Reproduce the listing exactly and skip over any pictures.

• Recorded data:
★ ★ ★ ★ ★ ★ ★
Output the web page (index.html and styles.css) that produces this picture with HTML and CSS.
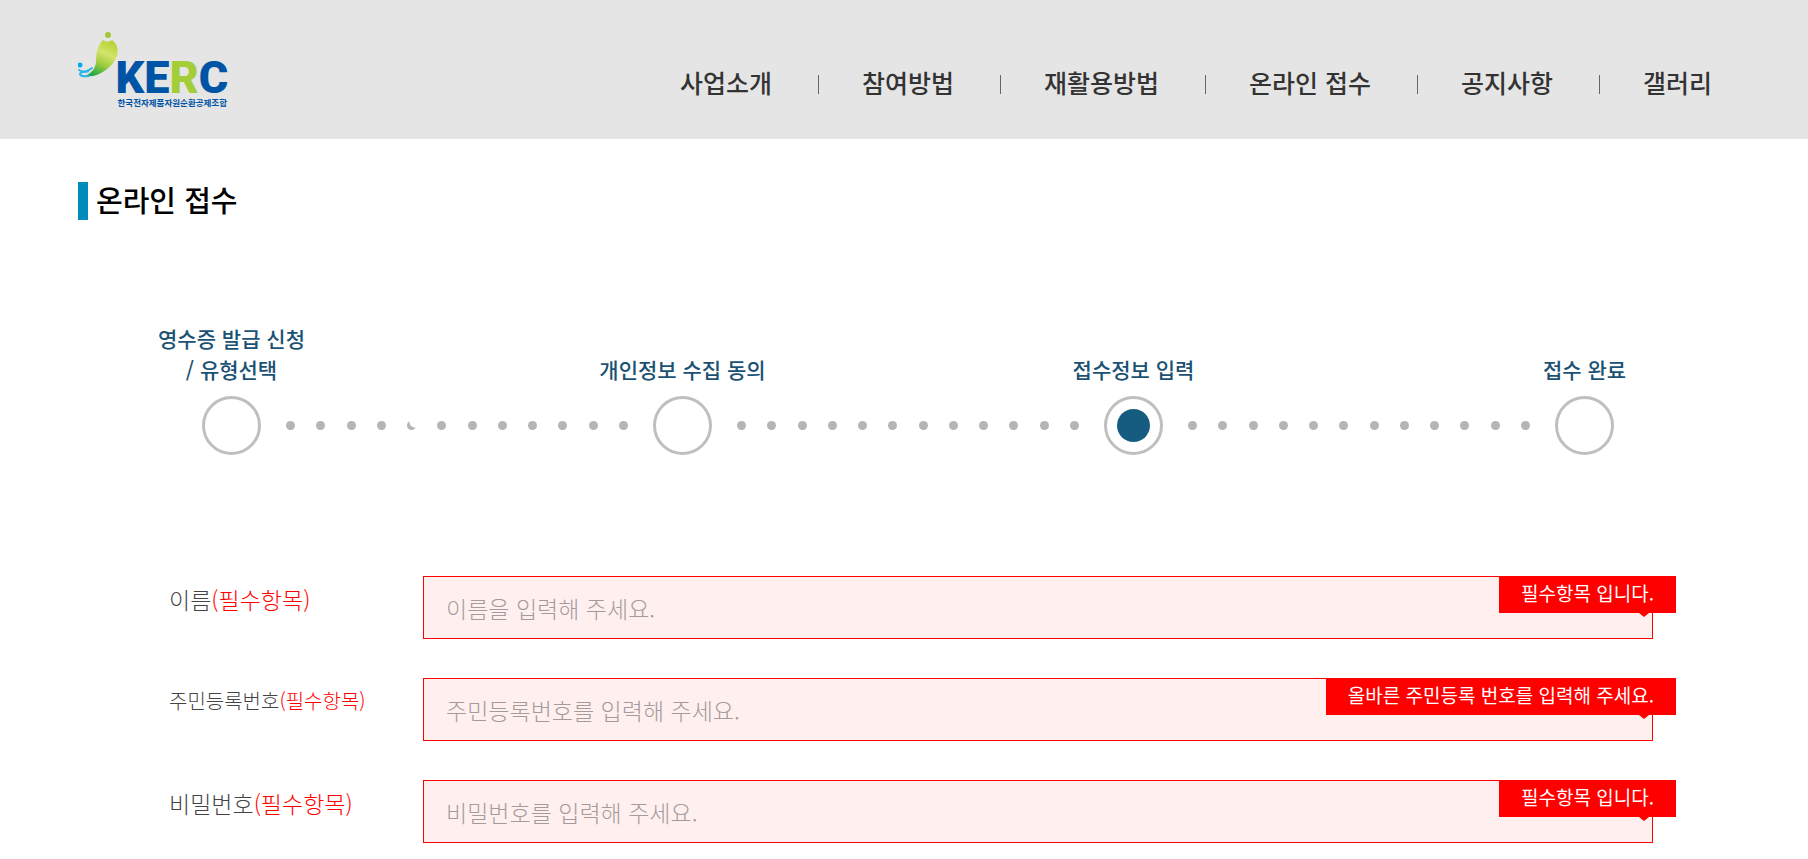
FILE: index.html
```
<!DOCTYPE html>
<html lang="ko">

<head>
    <meta charset="UTF-8">
    <meta name="viewport" content="width=device-width, initial-scale=1.0">
    <title>온라인 접수</title>
    <link rel="stylesheet" href="styles.css">
</head>

<body>
    <header class="header">
        <a href="#" class="logo" aria-label="KERC 한국전자제품자원순환공제조합">
            <svg width="152" height="80" viewBox="0 0 304 160">
                <defs>
                    <linearGradient id="leaf" x1="0.7" y1="0" x2="0.3" y2="1">
                        <stop offset="0" stop-color="#b5d334" />
                        <stop offset="0.35" stop-color="#d3e36b" />
                        <stop offset="0.65" stop-color="#9ccb3b" />
                        <stop offset="1" stop-color="#1fa64a" />
                    </linearGradient>
                </defs>
                <ellipse cx="60" cy="6" rx="6" ry="6" fill="#a2c73b" />
                <path d="M50 16 Q60 23 68 16 C77 22 83 36 77 50 C71 64 62 72 51 79 C40 87 28 90 14 88 C24 84 31 77 34 69 C37 61 36 52 37 43 C38 35 42 24 50 16Z" fill="url(#leaf)" />
                <circle cx="4" cy="66" r="5" fill="#00aeef" />
                <g fill="none" stroke="#29b6ea" stroke-width="4" stroke-linecap="round">
                    <path d="M2 76 Q9 81 18 78 Q24 75 28 72" />
                    <path d="M20 79 Q5 79 4 84 Q5 90 21 88" />
                </g>
                <text x="75" y="122" class="logo-name">KE<tspan class="logo-green">R</tspan>C</text>
                <text x="79" y="148" class="logo-sub">한국전자제품자원순환공제조합</text>
            </svg>
        </a>
        <nav>
            <ul class="menu">
                <li><a href="#">사업소개</a></li>
                <li><a href="#">참여방법</a></li>
                <li><a href="#">재활용방법</a></li>
                <li><a href="#">온라인 접수</a></li>
                <li><a href="#">공지사항</a></li>
                <li><a href="#">갤러리</a></li>
            </ul>
        </nav>
    </header>

    <main class="content">
        <h1 class="page-title">온라인 접수</h1>

        <div class="steps">
            <div class="step">
                <span class="step-name">영수증 발급 신청<br>/ 유형선택</span>
                <span class="step-circle"></span>
            </div>
            <div class="dots">
                <i></i><i></i><i></i><i></i><i class="cut"></i><i></i><i></i><i></i><i></i><i></i><i></i><i></i>
            </div>
            <div class="step">
                <span class="step-name">개인정보 수집 동의</span>
                <span class="step-circle"></span>
            </div>
            <div class="dots">
                <i></i><i></i><i></i><i></i><i></i><i></i><i></i><i></i><i></i><i></i><i></i><i></i>
            </div>
            <div class="step active">
                <span class="step-name">접수정보 입력</span>
                <span class="step-circle"></span>
            </div>
            <div class="dots">
                <i></i><i></i><i></i><i></i><i></i><i></i><i></i><i></i><i></i><i></i><i></i><i></i>
            </div>
            <div class="step">
                <span class="step-name">접수 완료</span>
                <span class="step-circle"></span>
            </div>
        </div>

        <form class="form">
            <div class="form-row">
                <label for="name">이름<em>(필수항목)</em></label>
                <div class="field">
                    <input type="text" id="name" placeholder="이름을 입력해 주세요.">
                    <span class="error">필수항목 입니다.</span>
                </div>
            </div>
            <div class="form-row">
                <label for="jumin" class="long">주민등록번호<em>(필수항목)</em></label>
                <div class="field">
                    <input type="text" id="jumin" placeholder="주민등록번호를 입력해 주세요.">
                    <span class="error">올바른 주민등록 번호를 입력해 주세요.</span>
                </div>
            </div>
            <div class="form-row">
                <label for="password">비밀번호<em>(필수항목)</em></label>
                <div class="field">
                    <input type="password" id="password" placeholder="비밀번호를 입력해 주세요.">
                    <span class="error">필수항목 입니다.</span>
                </div>
            </div>
        </form>
    </main>
</body>

</html>
```
FILE: styles.css
```
* {
    box-sizing: border-box;
}

body {
    margin: 0;
    font-family: "Noto Sans CJK KR", sans-serif;
    background-color: #fff;
    color: #444;
}

.header {
    display: flex;
    justify-content: space-between;
    align-items: flex-start;
    padding: 32px 96px 27px 78px;
    background-color: #e5e5e5;
}

.logo,
.logo svg {
    display: block;
}

.logo-name {
    font-family: Roboto, sans-serif;
    font-size: 90px;
    font-weight: 900;
    fill: #0054a6;
}

.logo-name .logo-green {
    fill: #a4ce39;
}

.logo-sub {
    font-size: 17px;
    font-weight: 700;
    fill: #0054a6;
}

.menu {
    display: flex;
    margin: 0;
    padding: 32px 0 0;
    list-style: none;
}

.menu li {
    display: flex;
    align-items: center;
}

.menu li + li::before {
    content: "";
    width: 1px;
    height: 19px;
    margin: 4px 43px 0 46px;
    background-color: #666;
}

.menu a {
    font-size: 25px;
    font-weight: 500;
    line-height: 36px;
    color: #333;
    text-decoration: none;
}

.content {
    padding: 43px 78px 0;
}

.page-title {
    margin: 0;
    padding: 0 0 4px 8px;
    border-left: 10px solid #008cba;
    font-size: 29px;
    font-weight: 500;
    line-height: 34px;
    color: #000;
}

/* progress */
.steps {
    display: flex;
    align-items: flex-end;
    margin: 103px 116px 121px 124px;
}

.step {
    display: flex;
    flex-direction: column;
    align-items: center;
    width: 59px;
}

.step-name {
    margin-bottom: 11px;
    font-size: 21px;
    font-weight: 500;
    line-height: 31px;
    color: #1b5273;
    text-align: center;
    white-space: nowrap;
}

.step-circle {
    display: flex;
    align-items: center;
    justify-content: center;
    width: 59px;
    height: 59px;
    border: 3px solid #bfbfbf;
    border-radius: 50%;
}

.step.active .step-circle::before {
    content: "";
    width: 33px;
    height: 33px;
    border-radius: 50%;
    background-color: #165c80;
}

.dots {
    flex: 1;
    display: flex;
    justify-content: space-between;
    align-items: center;
    height: 59px;
    padding: 0 25px;
}

.dots i {
    width: 9px;
    height: 9px;
    border-radius: 50%;
    background-color: #b5b5b5;
}

.dots .cut {
    background: radial-gradient(circle at 8px 1px, #fff 5px, #b5b5b5 6px);
}

/* form */
.form {
    padding: 0 77px 0 91px;
}

.form-row {
    display: flex;
    align-items: flex-start;
    margin-bottom: 39px;
}

.form-row label {
    width: 254px;
    padding-top: 9px;
    font-size: 23px;
    font-weight: 300;
    line-height: 28px;
}

.form-row label em {
    font-style: normal;
    color: #f00;
}

.form-row label.long {
    font-size: 20px;
}

.field {
    position: relative;
    flex: 1;
}

.field input {
    display: block;
    width: 100%;
    height: 63px;
    padding: 0 22px;
    border: 1px solid #f00;
    border-radius: 0;
    background-color: #ffefef;
    font-family: inherit;
    font-size: 23px;
    font-weight: 300;
    color: #555;
}

.field input::placeholder {
    color: #a39b9b;
    opacity: 1;
}

.error {
    position: absolute;
    top: 0;
    right: -23px;
    padding: 0 22px 3px;
    background-color: #f00;
    font-size: 19px;
    font-weight: 400;
    line-height: 34px;
    color: #fff;
}

.error::after {
    content: "";
    position: absolute;
    top: 100%;
    right: 27px;
    border-top: 4px solid #f00;
    border-left: 5px solid transparent;
    border-right: 5px solid transparent;
}
```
★ ★ ★ ★ ★ ★ ★
• Complete output:
Output the web page (index.html and styles.css) that produces this picture with HTML and CSS.
FILE: index.html
```
<!DOCTYPE html>
<html lang="ko">

<head>
    <meta charset="UTF-8">
    <meta name="viewport" content="width=device-width, initial-scale=1.0">
    <title>온라인 접수</title>
    <link rel="stylesheet" href="styles.css">
</head>

<body>
    <header class="header">
        <a href="#" class="logo" aria-label="KERC 한국전자제품자원순환공제조합">
            <svg width="152" height="80" viewBox="0 0 304 160">
                <defs>
                    <linearGradient id="leaf" x1="0.7" y1="0" x2="0.3" y2="1">
                        <stop offset="0" stop-color="#b5d334" />
                        <stop offset="0.35" stop-color="#d3e36b" />
                        <stop offset="0.65" stop-color="#9ccb3b" />
                        <stop offset="1" stop-color="#1fa64a" />
                    </linearGradient>
                </defs>
                <ellipse cx="60" cy="6" rx="6" ry="6" fill="#a2c73b" />
                <path d="M50 16 Q60 23 68 16 C77 22 83 36 77 50 C71 64 62 72 51 79 C40 87 28 90 14 88 C24 84 31 77 34 69 C37 61 36 52 37 43 C38 35 42 24 50 16Z" fill="url(#leaf)" />
                <circle cx="4" cy="66" r="5" fill="#00aeef" />
                <g fill="none" stroke="#29b6ea" stroke-width="4" stroke-linecap="round">
                    <path d="M2 76 Q9 81 18 78 Q24 75 28 72" />
                    <path d="M20 79 Q5 79 4 84 Q5 90 21 88" />
                </g>
                <text x="75" y="122" class="logo-name">KE<tspan class="logo-green">R</tspan>C</text>
                <text x="79" y="148" class="logo-sub">한국전자제품자원순환공제조합</text>
            </svg>
        </a>
        <nav>
            <ul class="menu">
                <li><a href="#">사업소개</a></li>
                <li><a href="#">참여방법</a></li>
                <li><a href="#">재활용방법</a></li>
                <li><a href="#">온라인 접수</a></li>
                <li><a href="#">공지사항</a></li>
                <li><a href="#">갤러리</a></li>
            </ul>
        </nav>
    </header>

    <main class="content">
        <h1 class="page-title">온라인 접수</h1>

        <div class="steps">
            <div class="step">
                <span class="step-name">영수증 발급 신청<br>/ 유형선택</span>
                <span class="step-circle"></span>
            </div>
            <div class="dots">
                <i></i><i></i><i></i><i></i><i class="cut"></i><i></i><i></i><i></i><i></i><i></i><i></i><i></i>
            </div>
            <div class="step">
                <span class="step-name">개인정보 수집 동의</span>
                <span class="step-circle"></span>
            </div>
            <div class="dots">
                <i></i><i></i><i></i><i></i><i></i><i></i><i></i><i></i><i></i><i></i><i></i><i></i>
            </div>
            <div class="step active">
                <span class="step-name">접수정보 입력</span>
                <span class="step-circle"></span>
            </div>
            <div class="dots">
                <i></i><i></i><i></i><i></i><i></i><i></i><i></i><i></i><i></i><i></i><i></i><i></i>
            </div>
            <div class="step">
                <span class="step-name">접수 완료</span>
                <span class="step-circle"></span>
            </div>
        </div>

        <form class="form">
            <div class="form-row">
                <label for="name">이름<em>(필수항목)</em></label>
                <div class="field">
                    <input type="text" id="name" placeholder="이름을 입력해 주세요.">
                    <span class="error">필수항목 입니다.</span>
                </div>
            </div>
            <div class="form-row">
                <label for="jumin" class="long">주민등록번호<em>(필수항목)</em></label>
                <div class="field">
                    <input type="text" id="jumin" placeholder="주민등록번호를 입력해 주세요.">
                    <span class="error">올바른 주민등록 번호를 입력해 주세요.</span>
                </div>
            </div>
            <div class="form-row">
                <label for="password">비밀번호<em>(필수항목)</em></label>
                <div class="field">
                    <input type="password" id="password" placeholder="비밀번호를 입력해 주세요.">
                    <span class="error">필수항목 입니다.</span>
                </div>
            </div>
        </form>
    </main>
</body>

</html>
```
FILE: styles.css
```
* {
    box-sizing: border-box;
}

body {
    margin: 0;
    font-family: "Noto Sans CJK KR", sans-serif;
    background-color: #fff;
    color: #444;
}

.header {
    display: flex;
    justify-content: space-between;
    align-items: flex-start;
    padding: 32px 96px 27px 78px;
    background-color: #e5e5e5;
}

.logo,
.logo svg {
    display: block;
}

.logo-name {
    font-family: Roboto, sans-serif;
    font-size: 90px;
    font-weight: 900;
    fill: #0054a6;
}

.logo-name .logo-green {
    fill: #a4ce39;
}

.logo-sub {
    font-size: 17px;
    font-weight: 700;
    fill: #0054a6;
}

.menu {
    display: flex;
    margin: 0;
    padding: 32px 0 0;
    list-style: none;
}

.menu li {
    display: flex;
    align-items: center;
}

.menu li + li::before {
    content: "";
    width: 1px;
    height: 19px;
    margin: 4px 43px 0 46px;
    background-color: #666;
}

.menu a {
    font-size: 25px;
    font-weight: 500;
    line-height: 36px;
    color: #333;
    text-decoration: none;
}

.content {
    padding: 43px 78px 0;
}

.page-title {
    margin: 0;
    padding: 0 0 4px 8px;
    border-left: 10px solid #008cba;
    font-size: 29px;
    font-weight: 500;
    line-height: 34px;
    color: #000;
}

/* progress */
.steps {
    display: flex;
    align-items: flex-end;
    margin: 103px 116px 121px 124px;
}

.step {
    display: flex;
    flex-direction: column;
    align-items: center;
    width: 59px;
}

.step-name {
    margin-bottom: 11px;
    font-size: 21px;
    font-weight: 500;
    line-height: 31px;
    color: #1b5273;
    text-align: center;
    white-space: nowrap;
}

.step-circle {
    display: flex;
    align-items: center;
    justify-content: center;
    width: 59px;
    height: 59px;
    border: 3px solid #bfbfbf;
    border-radius: 50%;
}

.step.active .step-circle::before {
    content: "";
    width: 33px;
    height: 33px;
    border-radius: 50%;
    background-color: #165c80;
}

.dots {
    flex: 1;
    display: flex;
    justify-content: space-between;
    align-items: center;
    height: 59px;
    padding: 0 25px;
}

.dots i {
    width: 9px;
    height: 9px;
    border-radius: 50%;
    background-color: #b5b5b5;
}

.dots .cut {
    background: radial-gradient(circle at 8px 1px, #fff 5px, #b5b5b5 6px);
}

/* form */
.form {
    padding: 0 77px 0 91px;
}

.form-row {
    display: flex;
    align-items: flex-start;
    margin-bottom: 39px;
}

.form-row label {
    width: 254px;
    padding-top: 9px;
    font-size: 23px;
    font-weight: 300;
    line-height: 28px;
}

.form-row label em {
    font-style: normal;
    color: #f00;
}

.form-row label.long {
    font-size: 20px;
}

.field {
    position: relative;
    flex: 1;
}

.field input {
    display: block;
    width: 100%;
    height: 63px;
    padding: 0 22px;
    border: 1px solid #f00;
    border-radius: 0;
    background-color: #ffefef;
    font-family: inherit;
    font-size: 23px;
    font-weight: 300;
    color: #555;
}

.field input::placeholder {
    color: #a39b9b;
    opacity: 1;
}

.error {
    position: absolute;
    top: 0;
    right: -23px;
    padding: 0 22px 3px;
    background-color: #f00;
    font-size: 19px;
    font-weight: 400;
    line-height: 34px;
    color: #fff;
}

.error::after {
    content: "";
    position: absolute;
    top: 100%;
    right: 27px;
    border-top: 4px solid #f00;
    border-left: 5px solid transparent;
    border-right: 5px solid transparent;
}
```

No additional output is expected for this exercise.